We all know the importance of having an emergency fund.  If anything 2020 was a wake up call regardless of having savings on hand for that rainy day.  An emergency fund is liquidity, money that is easily accessible when needed.  There is lots of debate over how much you should keep in an emergency fund – truthfully no such amount could have been put away for 2020. But how much will depend on your ability to save for that unforeseen circumstance. Something saved is better than nothing!

9. FINDING BALANCE

It sounds so basic because it is. The formula is so simple – spend less than you make. With financial institutions so readily willing to give out credit cards and lines of credit, it is so easy for all of us to spend more than we earn. The problem is that spending eventually catches up with us to the point where we have too much debt. No matter who you are and how much debt you may or may not have, budgeting is an essential part of life. Take the time to track your expenses for at least three months and you’ll have a pretty good idea of where your money is being spent.

Coming up with a financial goal is one thing but sticking with it and making it happen is another. The results of financial goals depend on the habits and routines you use daily. We are all creatures of habit. In order for your financial goal to work, you need to become diciplined in your daily routine. These saving habits need to become second nature. The reason most financial goals do not work is simply that we fail to follow a plan. In order to follow your new plan, you need to understand the process. 

Where do you start?

Keep It Simple for Success – you need to set goals and stay focused on those goals! There’s something to be said about Keeping It Simple for Success!

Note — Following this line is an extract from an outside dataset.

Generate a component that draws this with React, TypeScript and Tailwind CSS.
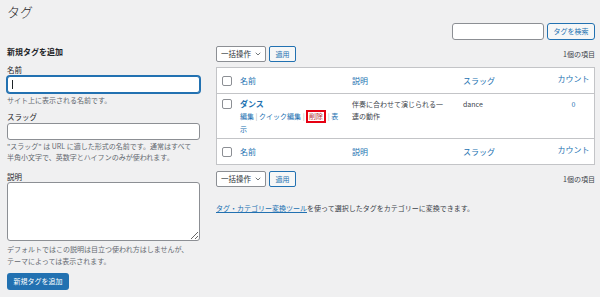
import { ChevronDown } from "lucide-react";

const font = { fontFamily: '"Noto Sans CJK JP", "Noto Sans", "Liberation Sans", sans-serif' };

const BulkActions = () => (
  <div className="flex items-center gap-[3px]">
    <div className="flex h-[16px] w-[50px] items-center justify-between rounded-[2px] border border-[#8c8f94] bg-white pl-[4px] pr-[3px] text-[7.5px] text-[#2c3338]">
      <span>一括操作</span>
      <ChevronDown size={8} strokeWidth={2} />
    </div>
    <button className="h-[16px] w-[27px] rounded-[2px] border border-[#2271b1] bg-[#f6f7f7] text-[7px] text-[#2271b1]">
      適用
    </button>
  </div>
);

const Checkbox = () => (
  <span className="block h-[10px] w-[10px] rounded-[2px] border border-[#8c8f94] bg-white" />
);

const HeadRow = ({ bottom }: { bottom?: boolean }) => (
  <div
    className={`grid h-[26px] grid-cols-[23px_112px_111px_90px_41px] items-center text-[8px] text-[#2271b1] ${
      bottom ? "border-t border-[#c3c4c7]" : "border-b border-[#c3c4c7]"
    }`}
  >
    <div className="pl-[5px]">
      <Checkbox />
    </div>
    <div>名前</div>
    <div>説明</div>
    <div>スラッグ</div>
    <div className="pb-[4px] text-center">カウント</div>
  </div>
);

export default function App() {
  return (
    <div style={font} className="h-[297px] w-[600px] overflow-hidden bg-[#f0f0f1] pl-[7px] pr-[5px] text-[#3c434a]">
      <div className="flex items-start justify-between">
        <h1 className="pt-[4px] text-[13px] leading-[16px] font-light text-[#1d2327]">タグ</h1>
        <div className="mt-[23px] flex gap-[3px]">
          <input className="h-[17px] w-[92px] rounded-[3px] border border-[#8c8f94] bg-white" />
          <button className="h-[17px] w-[48px] rounded-[3px] border border-[#2271b1] bg-[#f6f7f7] text-[7px] text-[#2271b1]">
            タグを検索
          </button>
        </div>
      </div>

      <div className="mt-[6px] flex gap-[16px]">
        <div className="flex w-[193px] flex-col">
          <h2 className="text-[8px] leading-[12px] font-bold text-[#1d2327]">新規タグを追加</h2>

          <label className="mt-[6px] text-[7.5px] leading-[12px] text-[#1d2327]">名前</label>
          <div className="relative">
            <input className="block h-[17px] w-full rounded-[3px] border border-[#2271b1] bg-white shadow-[0_0_0_1px_#2271b1]" />
            <span className="absolute left-[5px] top-[4px] h-[9px] w-px bg-[#1d2327]" />
          </div>
          <p className="mt-[1px] text-[7px] leading-[12px] text-[#646970]">サイト上に表示される名前です。</p>

          <label className="mt-[5px] text-[7.5px] leading-[12px] text-[#1d2327]">スラッグ</label>
          <input className="block h-[17px] w-full rounded-[3px] border border-[#8c8f94] bg-white" />
          <p className="mt-[0.5px] text-[7px] leading-[11.5px] text-[#646970]">
            "スラッグ" は URL に適した形式の名前です。通常はすべて
            <br />
            半角小文字で、英数字とハイフンのみが使われます。
          </p>

          <label className="mt-[8px] text-[7.5px] leading-[10px] text-[#1d2327]">説明</label>
          <textarea className="block h-[59px] w-full rounded-[3px] border border-[#8c8f94] bg-white" />
          <p className="mt-[2px] text-[7px] leading-[12px] text-[#646970]">
            デフォルトではこの説明は目立つ使われ方はしませんが、
            <br />
            テーマによっては表示されます。
          </p>

          <button className="mt-[6px] h-[17px] w-[62px] rounded-[3px] bg-[#2271b1] text-[7px] text-white">
            新規タグを追加
          </button>
        </div>

        <div className="flex flex-1 flex-col">
          <div className="flex items-center justify-between">
            <BulkActions />
            <span className="text-[7px] text-[#3c434a]">1個の項目</span>
          </div>

          <div className="mt-[5px] border border-[#c3c4c7] bg-white">
            <HeadRow />
            <div className="grid h-[44px] grid-cols-[23px_112px_111px_90px_41px] items-start pt-[4px] text-[7px] leading-[12px]">
              <div className="pl-[5px] pt-[1px]">
                <Checkbox />
              </div>
              <div>
                <div className="text-[8px] font-bold text-[#2271b1]">ダンス</div>
                <div className="text-[#2271b1]">
                  編集 <span className="text-[#a7aaad]">|</span> クイック編集{" "}
                  <span className="text-[#a7aaad]">|</span>{" "}
                  <span className="inline-block border-2 border-[#e60012] px-[1px] leading-[9px] text-[#b32d2e]">削除</span>{" "}
                  <span className="text-[#a7aaad]">|</span> 表
                  <br />示
                </div>
              </div>
              <div className="text-[#3c434a]">
                伴奏に合わせて演じられる一
                <br />
                連の動作
              </div>
              <div className="text-[#3c434a]">dance</div>
              <div className="text-center text-[#2271b1]">0</div>
            </div>
            <HeadRow bottom />
          </div>

          <div className="mt-[6px] flex items-center justify-between">
            <BulkActions />
            <span className="text-[7px] text-[#3c434a]">1個の項目</span>
          </div>

          <p className="mt-[15px] text-[7px] leading-[12px] text-[#3c434a]">
            <a className="text-[#2271b1] underline">タグ・カテゴリー変換ツール</a>
            を使って選択したタグをカテゴリーに変換できます。
          </p>
        </div>
      </div>
    </div>
  );
}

  1. Change your lifestyle – To be successful, you must make everlasting changes and the only way you can do that is to change your habits. If it takes 21 days to change a habit, then how long does it take to change a lifestyle. In my opinion it’s a want not a need for change to happen, you must want to change in order to create change.
  2. Do more – The best ideas in the world are the ones that are put to work. You are better to do something and fail then to do nothing at all. You have to want to do more to create the change that is necessary for your financial future.
  3.  Take ownership – It’s much easier to blame other people or circumstances, but if you hold yourself accountable, the future is yours and yours alone! Stop making excuses, stop whining, stop blaming. Focus on the things that help you stay accountable for your own financial future. 
  4. Stick with the plan –The key is to have a plan in place. Once you have the plan, then you need to keep on track until it becomes a habit. Whatever that time frame is, the bottom line is changing your habits requires continuous effort, and significant discipline.
  5. Find Support – Most things we accomplish in life, we accomplish with the help of others. If you want to get ahead financially, it often helps to have someone with knowledge in that field that supports you. Some say knowledge is power but at the end of the day, it’s up to you if you want less debt, more money, more wealth or whatever your financial goal you desire. Find an advisor that can help you put together the plan that best suits your needs.